ENTRIES PROVIDED »

==*==

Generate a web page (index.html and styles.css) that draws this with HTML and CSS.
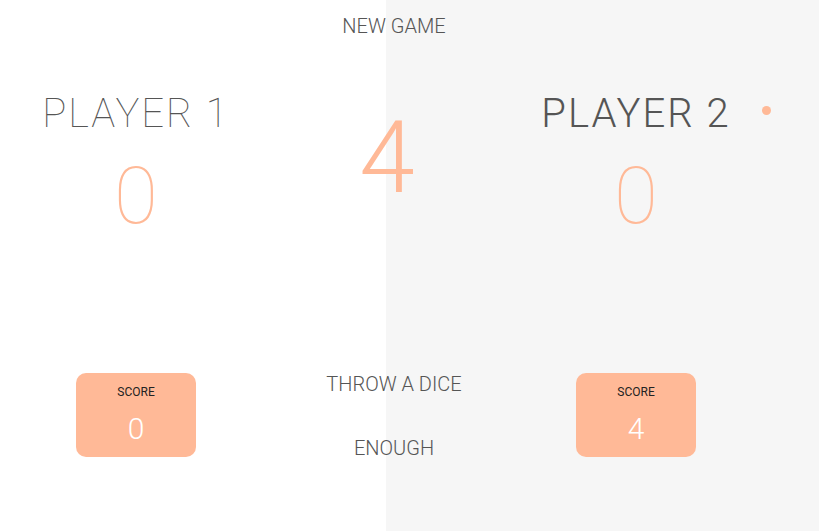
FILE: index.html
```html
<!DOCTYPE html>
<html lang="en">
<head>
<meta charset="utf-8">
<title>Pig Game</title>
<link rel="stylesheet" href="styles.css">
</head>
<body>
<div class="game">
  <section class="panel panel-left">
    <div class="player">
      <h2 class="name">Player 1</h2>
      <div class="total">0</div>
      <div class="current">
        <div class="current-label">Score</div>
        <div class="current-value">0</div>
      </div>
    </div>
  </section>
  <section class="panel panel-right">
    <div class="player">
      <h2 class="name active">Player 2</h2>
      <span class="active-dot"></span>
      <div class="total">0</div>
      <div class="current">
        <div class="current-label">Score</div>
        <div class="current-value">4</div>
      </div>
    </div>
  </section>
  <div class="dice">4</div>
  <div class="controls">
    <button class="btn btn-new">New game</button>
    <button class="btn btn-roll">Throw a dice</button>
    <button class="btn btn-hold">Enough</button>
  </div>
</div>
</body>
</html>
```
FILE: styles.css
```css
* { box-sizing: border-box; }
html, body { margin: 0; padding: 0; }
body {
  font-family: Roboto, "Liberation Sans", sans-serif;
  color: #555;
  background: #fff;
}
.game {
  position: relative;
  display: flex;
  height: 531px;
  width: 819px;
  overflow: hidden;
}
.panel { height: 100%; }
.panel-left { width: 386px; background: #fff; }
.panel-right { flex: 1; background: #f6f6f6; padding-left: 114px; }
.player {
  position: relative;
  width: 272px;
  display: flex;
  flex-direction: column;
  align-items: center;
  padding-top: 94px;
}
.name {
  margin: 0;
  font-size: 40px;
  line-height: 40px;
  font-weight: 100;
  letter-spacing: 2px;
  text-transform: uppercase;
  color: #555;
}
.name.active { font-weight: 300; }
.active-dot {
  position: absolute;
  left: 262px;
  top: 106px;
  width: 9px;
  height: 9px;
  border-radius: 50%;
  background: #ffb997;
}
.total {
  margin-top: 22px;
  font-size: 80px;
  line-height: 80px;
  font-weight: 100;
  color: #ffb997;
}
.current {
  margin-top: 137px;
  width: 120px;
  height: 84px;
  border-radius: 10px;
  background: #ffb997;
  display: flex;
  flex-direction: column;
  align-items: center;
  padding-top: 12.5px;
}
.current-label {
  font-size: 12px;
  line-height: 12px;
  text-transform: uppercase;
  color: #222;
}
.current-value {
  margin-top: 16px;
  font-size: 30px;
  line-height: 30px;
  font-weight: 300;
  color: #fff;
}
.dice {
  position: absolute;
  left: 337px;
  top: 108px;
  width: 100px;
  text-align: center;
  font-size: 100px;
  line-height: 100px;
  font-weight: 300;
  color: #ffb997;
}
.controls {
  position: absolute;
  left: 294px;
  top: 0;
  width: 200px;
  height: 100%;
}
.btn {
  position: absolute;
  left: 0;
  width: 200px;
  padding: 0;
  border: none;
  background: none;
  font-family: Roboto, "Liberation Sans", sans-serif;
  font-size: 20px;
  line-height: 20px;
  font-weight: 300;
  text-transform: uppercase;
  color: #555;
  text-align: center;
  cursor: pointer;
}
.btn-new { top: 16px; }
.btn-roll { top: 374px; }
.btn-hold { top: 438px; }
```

==*==

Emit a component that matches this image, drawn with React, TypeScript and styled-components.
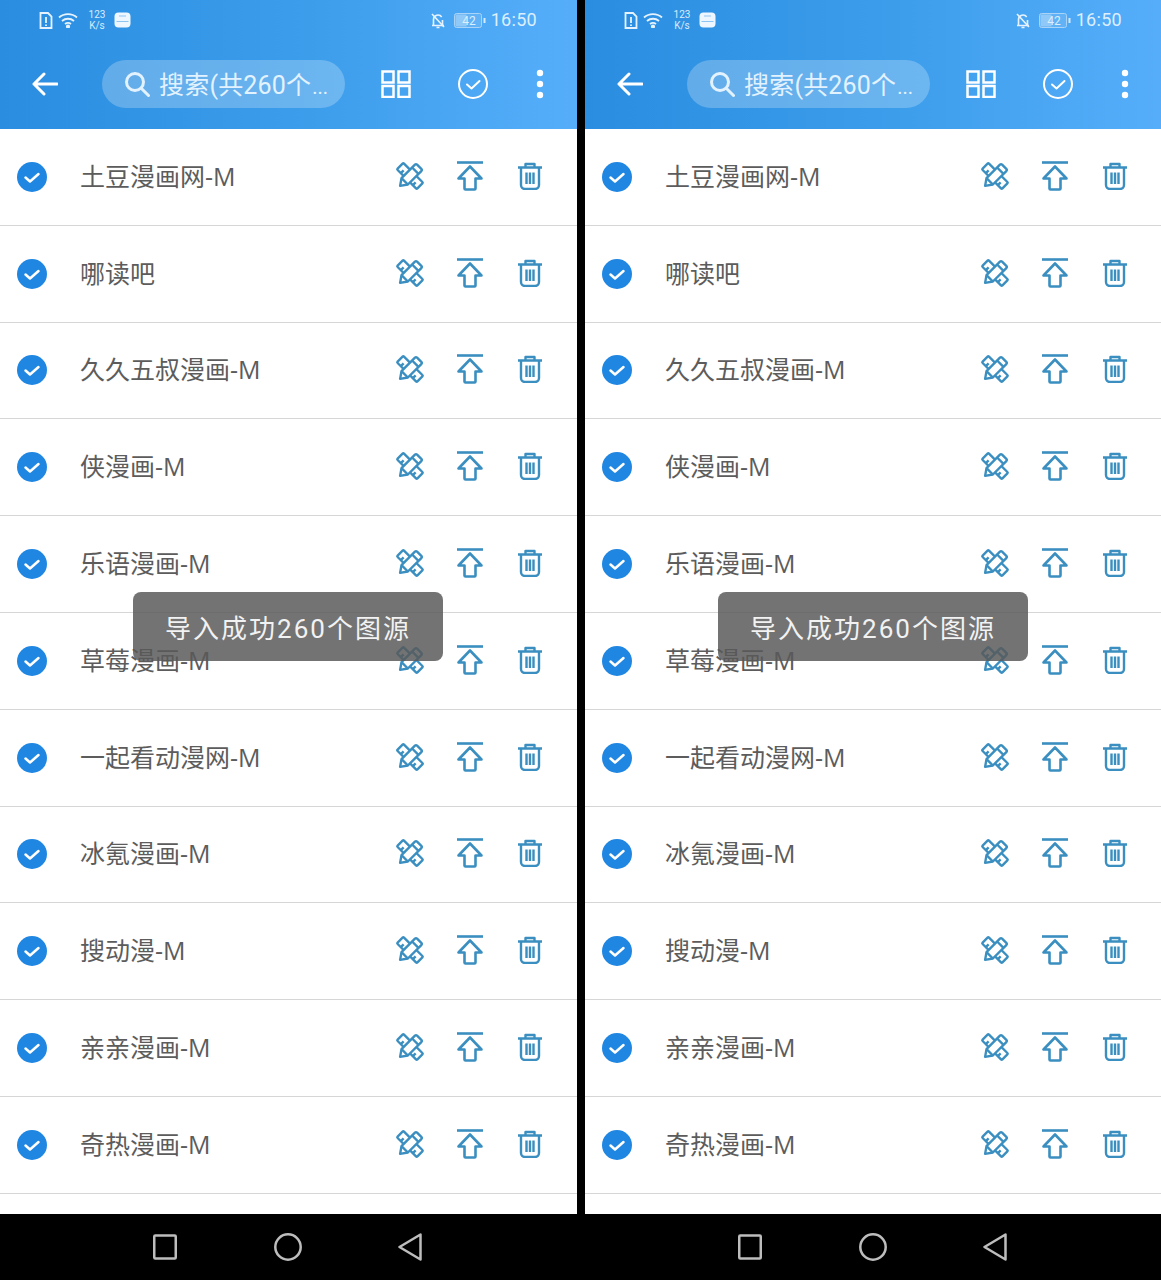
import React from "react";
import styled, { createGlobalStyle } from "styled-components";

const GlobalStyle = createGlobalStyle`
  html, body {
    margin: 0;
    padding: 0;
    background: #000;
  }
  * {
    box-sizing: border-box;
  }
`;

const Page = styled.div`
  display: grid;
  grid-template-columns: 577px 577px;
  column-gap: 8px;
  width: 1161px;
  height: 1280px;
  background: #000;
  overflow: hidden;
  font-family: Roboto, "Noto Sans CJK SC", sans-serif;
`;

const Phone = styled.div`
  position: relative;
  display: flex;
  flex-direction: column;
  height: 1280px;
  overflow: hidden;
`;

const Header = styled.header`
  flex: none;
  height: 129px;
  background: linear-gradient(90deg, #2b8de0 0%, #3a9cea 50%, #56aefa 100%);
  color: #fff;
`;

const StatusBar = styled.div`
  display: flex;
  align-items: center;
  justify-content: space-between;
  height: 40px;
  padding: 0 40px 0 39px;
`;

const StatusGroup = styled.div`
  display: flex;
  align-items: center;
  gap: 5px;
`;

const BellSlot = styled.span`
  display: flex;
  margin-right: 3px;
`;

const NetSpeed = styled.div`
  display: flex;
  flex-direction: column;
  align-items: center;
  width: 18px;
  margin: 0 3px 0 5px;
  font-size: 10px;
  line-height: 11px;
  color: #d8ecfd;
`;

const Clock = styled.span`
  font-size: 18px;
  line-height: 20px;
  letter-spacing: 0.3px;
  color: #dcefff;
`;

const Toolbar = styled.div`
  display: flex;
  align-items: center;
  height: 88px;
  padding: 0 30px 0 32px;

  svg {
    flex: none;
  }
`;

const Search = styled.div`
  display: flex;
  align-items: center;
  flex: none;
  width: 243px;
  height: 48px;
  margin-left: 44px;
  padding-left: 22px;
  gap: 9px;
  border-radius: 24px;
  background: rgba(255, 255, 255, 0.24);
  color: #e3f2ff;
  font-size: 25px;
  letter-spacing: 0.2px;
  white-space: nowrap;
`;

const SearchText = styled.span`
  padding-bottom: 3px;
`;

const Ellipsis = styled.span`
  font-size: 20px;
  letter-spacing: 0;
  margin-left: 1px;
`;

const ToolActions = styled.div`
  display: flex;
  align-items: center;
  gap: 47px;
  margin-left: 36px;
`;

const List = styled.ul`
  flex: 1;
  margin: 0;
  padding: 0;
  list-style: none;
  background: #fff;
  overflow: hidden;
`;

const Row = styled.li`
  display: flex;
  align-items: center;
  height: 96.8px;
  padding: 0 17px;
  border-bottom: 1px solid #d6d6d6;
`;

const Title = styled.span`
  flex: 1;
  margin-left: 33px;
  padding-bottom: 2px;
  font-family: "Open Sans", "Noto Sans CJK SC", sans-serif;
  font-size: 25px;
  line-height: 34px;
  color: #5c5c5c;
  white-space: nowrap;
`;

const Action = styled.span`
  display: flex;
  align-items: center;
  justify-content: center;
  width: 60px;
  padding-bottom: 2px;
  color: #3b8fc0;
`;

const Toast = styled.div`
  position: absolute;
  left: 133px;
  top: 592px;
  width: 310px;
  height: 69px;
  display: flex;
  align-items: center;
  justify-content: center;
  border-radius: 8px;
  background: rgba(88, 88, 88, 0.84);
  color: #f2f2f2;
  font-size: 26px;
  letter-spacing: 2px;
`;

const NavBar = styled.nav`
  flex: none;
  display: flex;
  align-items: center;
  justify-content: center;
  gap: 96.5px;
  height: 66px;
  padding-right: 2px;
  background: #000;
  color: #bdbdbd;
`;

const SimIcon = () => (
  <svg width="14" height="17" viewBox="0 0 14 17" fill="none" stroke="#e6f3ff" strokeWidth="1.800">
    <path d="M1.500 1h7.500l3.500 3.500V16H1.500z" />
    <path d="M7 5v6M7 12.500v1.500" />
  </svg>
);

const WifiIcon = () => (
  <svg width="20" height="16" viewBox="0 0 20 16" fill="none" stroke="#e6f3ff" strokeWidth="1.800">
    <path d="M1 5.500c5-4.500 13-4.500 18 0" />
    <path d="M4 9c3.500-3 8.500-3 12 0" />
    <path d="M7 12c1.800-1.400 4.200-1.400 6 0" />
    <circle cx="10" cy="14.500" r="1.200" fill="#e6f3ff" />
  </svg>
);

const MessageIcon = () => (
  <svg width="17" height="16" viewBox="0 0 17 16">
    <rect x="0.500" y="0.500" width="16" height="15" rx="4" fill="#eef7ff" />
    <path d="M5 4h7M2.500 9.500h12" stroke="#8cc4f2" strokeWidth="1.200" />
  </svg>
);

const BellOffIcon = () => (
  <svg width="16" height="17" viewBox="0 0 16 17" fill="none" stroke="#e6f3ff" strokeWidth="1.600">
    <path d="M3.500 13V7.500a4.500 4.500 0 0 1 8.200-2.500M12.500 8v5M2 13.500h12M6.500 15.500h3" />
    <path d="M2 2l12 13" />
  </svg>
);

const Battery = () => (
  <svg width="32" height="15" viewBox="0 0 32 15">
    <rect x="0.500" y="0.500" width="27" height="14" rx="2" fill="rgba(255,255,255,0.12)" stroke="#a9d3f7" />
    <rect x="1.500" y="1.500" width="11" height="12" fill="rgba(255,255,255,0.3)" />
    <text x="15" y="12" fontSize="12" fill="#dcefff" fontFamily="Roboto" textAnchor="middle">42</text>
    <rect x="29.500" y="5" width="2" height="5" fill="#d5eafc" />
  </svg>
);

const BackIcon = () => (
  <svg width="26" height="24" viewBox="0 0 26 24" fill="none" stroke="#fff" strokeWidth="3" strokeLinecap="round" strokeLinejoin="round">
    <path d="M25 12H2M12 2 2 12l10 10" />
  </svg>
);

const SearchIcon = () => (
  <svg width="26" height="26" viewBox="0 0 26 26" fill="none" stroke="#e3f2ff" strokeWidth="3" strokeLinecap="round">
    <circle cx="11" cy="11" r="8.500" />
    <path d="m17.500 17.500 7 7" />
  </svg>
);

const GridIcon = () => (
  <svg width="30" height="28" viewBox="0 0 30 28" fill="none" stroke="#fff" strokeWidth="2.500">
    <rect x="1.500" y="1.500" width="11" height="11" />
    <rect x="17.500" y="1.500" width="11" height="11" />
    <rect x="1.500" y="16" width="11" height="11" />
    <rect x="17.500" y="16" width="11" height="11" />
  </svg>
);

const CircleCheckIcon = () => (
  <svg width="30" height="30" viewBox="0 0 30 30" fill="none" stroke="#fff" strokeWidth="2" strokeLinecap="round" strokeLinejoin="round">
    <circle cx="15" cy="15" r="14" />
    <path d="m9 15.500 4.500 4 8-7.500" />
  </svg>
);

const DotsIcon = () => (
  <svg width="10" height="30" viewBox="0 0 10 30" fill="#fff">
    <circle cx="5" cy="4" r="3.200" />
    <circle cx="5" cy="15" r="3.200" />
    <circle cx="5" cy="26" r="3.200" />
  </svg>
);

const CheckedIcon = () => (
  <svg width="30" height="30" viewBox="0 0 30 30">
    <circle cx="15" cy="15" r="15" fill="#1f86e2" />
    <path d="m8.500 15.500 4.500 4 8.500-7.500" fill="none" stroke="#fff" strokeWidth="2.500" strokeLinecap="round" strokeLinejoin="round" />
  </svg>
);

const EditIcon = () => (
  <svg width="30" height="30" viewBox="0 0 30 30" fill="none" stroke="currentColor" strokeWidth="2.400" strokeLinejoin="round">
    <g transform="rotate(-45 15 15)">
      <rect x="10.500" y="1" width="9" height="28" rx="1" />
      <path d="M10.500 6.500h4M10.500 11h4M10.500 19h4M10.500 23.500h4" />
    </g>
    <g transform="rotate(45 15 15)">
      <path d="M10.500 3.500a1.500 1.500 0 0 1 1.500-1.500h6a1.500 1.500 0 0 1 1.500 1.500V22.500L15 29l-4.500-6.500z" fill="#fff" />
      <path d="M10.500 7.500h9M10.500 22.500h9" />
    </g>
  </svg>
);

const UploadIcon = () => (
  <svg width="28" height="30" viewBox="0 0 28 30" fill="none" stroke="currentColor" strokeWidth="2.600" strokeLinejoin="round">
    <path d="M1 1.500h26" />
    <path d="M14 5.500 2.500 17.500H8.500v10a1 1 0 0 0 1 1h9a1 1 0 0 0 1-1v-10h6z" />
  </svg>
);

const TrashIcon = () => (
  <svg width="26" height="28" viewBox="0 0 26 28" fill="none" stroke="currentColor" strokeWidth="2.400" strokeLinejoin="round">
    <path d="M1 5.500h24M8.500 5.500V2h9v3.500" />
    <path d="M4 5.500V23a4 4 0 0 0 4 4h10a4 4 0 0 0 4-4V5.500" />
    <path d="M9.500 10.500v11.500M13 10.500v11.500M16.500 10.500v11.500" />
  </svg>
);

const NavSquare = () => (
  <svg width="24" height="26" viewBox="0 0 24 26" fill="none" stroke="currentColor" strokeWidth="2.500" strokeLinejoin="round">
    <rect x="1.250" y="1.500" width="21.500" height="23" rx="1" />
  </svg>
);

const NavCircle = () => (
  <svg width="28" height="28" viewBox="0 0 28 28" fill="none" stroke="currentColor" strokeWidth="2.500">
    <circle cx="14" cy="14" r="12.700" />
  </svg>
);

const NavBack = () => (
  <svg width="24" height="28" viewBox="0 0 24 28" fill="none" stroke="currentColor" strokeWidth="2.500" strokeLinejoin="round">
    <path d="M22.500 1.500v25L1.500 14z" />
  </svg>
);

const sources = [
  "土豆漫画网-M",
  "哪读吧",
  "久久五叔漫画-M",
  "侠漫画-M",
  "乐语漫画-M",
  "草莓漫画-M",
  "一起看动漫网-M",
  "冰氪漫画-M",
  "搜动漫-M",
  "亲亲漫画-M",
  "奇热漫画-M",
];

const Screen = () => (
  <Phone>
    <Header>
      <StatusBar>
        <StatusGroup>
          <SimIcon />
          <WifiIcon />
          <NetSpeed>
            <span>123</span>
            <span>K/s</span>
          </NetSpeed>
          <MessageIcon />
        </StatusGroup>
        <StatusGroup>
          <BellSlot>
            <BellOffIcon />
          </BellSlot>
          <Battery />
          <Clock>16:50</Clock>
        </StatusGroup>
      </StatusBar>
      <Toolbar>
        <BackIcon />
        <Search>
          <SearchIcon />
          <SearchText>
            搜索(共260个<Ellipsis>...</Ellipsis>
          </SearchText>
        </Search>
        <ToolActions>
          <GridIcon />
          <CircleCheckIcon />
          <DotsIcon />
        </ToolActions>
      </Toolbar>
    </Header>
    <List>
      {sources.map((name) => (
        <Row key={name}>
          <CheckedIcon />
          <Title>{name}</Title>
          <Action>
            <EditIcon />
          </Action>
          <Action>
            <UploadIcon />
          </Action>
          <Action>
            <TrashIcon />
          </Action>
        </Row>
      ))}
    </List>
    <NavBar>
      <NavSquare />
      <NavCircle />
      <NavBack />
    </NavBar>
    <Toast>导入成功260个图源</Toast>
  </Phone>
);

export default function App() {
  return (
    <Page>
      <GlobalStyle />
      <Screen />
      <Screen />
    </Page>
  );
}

==*==

Determine the number of lines in the records that include the string "React", and respond with that number only.

2